Aos dois segundos, “Whimsical” ataca-nos. Ficamos desde logo perplexos. Pelo menos falo por mim, que tive de recuar esses míseros segundos umas quatro vezes. Nesta música, o artista reconhece ser ainda uma criança andante. Refere, mais tarde, que “she is the reason that I am alive”. Esta she poderia ser uma mulher. Contudo, eu acho que se trata da tal criancice que tem dentro de si.

Em “Am I Cool Enough?”  King John menciona Charles Bradley, um dos reis do Funk, Soul e R&B, referindo que vai optar por um Bradley Style. Além de algumas parecenças instrumentais, o artista afirma pretender ser tão ou mais persistente quanto Bradley. Sendo assim, deixa logo claro que não é uma “tool for you to use, abuse and reuse”.
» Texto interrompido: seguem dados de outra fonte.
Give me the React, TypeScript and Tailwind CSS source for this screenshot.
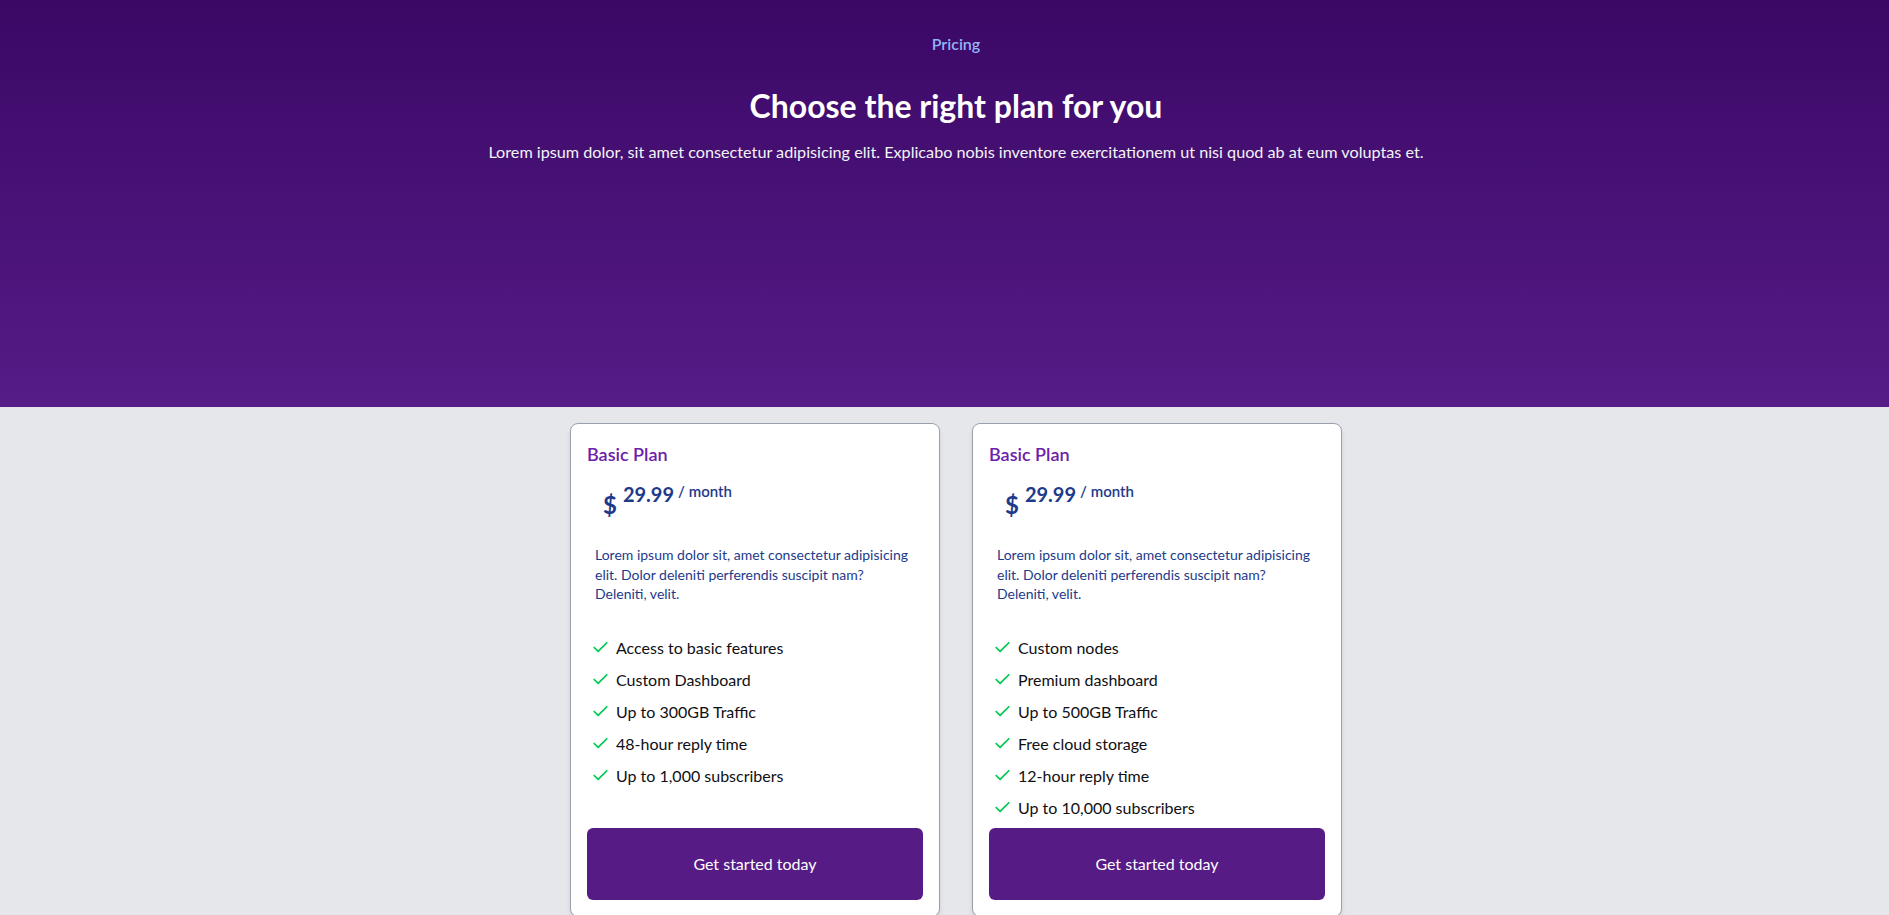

“All the Good Men that Did Ever Exist” corresponde à oitava música do álbum. Esta dá continuação à premissa do interlúdio, ou seja, à preocupação de King John com o comportamento humano para com a natureza. O artista proclama os humanos como “masters of the destruction”, como “grave diggers”.

Tenta explicar (como se fossem ainda precisas mais explicações) que há coisas que não podem ser compradas e que os seres humanos não têm o controlo sobre tudo e todos. Aproveita para referir que “mother earth doesn’t deserve all the suffering and all the hurt” e que “one day she will find a way to “kick us out.”

A última música do álbum é intitulada “Short Dance, a True Story”. Instrumental suave. Introduzida com múrmurios que deixam transparecer uma tristeza tal. Esta fala sobre a morte. Sobre a desnaturalidade de um pai que se vê obrigado a enterrar o seu próprio filho. A esperança prevalence, “I hope someday you find your way back home”, a dor também.

All the Good Men that Did Ever Exist de King John cumpre a sua proposta. De um momento para o outro, vemo-nos completamente mergulhados na reflexão das diferentes problemáticas sociais que nos vão sendo apresentadas. Por isso, mesmo que a “multi-instrumentalidade” do artista apareça como estranha ou, até mesmo, confusa, este é um álbum que, ouvido com atenção, agradará a gregos e a troianos.